▶ **DATA PROVIDED**
========================================================================
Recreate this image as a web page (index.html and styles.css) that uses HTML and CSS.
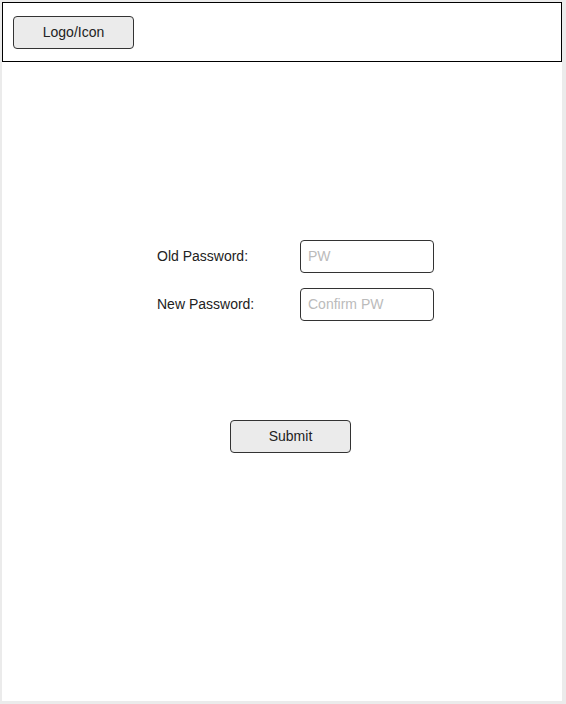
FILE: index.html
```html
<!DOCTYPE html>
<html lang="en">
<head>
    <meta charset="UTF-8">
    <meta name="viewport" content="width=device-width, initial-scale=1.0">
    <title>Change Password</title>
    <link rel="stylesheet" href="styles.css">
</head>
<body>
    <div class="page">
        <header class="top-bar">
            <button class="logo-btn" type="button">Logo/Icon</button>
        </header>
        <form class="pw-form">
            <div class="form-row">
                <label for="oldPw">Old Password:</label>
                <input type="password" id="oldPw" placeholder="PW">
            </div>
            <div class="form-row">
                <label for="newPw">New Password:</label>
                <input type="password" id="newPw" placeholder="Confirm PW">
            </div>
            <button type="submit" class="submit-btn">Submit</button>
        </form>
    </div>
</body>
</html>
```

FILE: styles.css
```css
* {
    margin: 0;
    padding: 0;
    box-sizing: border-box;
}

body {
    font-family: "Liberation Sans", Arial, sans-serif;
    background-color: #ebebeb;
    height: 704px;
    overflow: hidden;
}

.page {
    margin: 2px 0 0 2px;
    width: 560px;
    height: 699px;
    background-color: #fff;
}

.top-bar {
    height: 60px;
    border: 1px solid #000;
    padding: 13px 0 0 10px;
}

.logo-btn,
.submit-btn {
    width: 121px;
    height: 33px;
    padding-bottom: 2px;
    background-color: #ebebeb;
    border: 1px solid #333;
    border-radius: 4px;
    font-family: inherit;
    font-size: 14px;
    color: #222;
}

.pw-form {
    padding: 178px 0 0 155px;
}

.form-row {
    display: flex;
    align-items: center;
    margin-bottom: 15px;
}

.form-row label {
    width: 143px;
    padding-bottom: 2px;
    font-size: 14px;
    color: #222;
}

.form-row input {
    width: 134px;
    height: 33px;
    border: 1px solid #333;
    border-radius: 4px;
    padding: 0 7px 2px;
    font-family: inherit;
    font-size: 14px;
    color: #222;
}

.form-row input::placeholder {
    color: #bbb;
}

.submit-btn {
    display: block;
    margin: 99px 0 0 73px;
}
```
========================================================================
Go through the listing above and locate each line that holds the word "styles". Copy those lines.

▶ **RESPONSE FOR THIS EXERCISE**
Recreate this image as a web page (index.html and styles.css) that uses HTML and CSS.
    <link rel="stylesheet" href="styles.css">
FILE: styles.css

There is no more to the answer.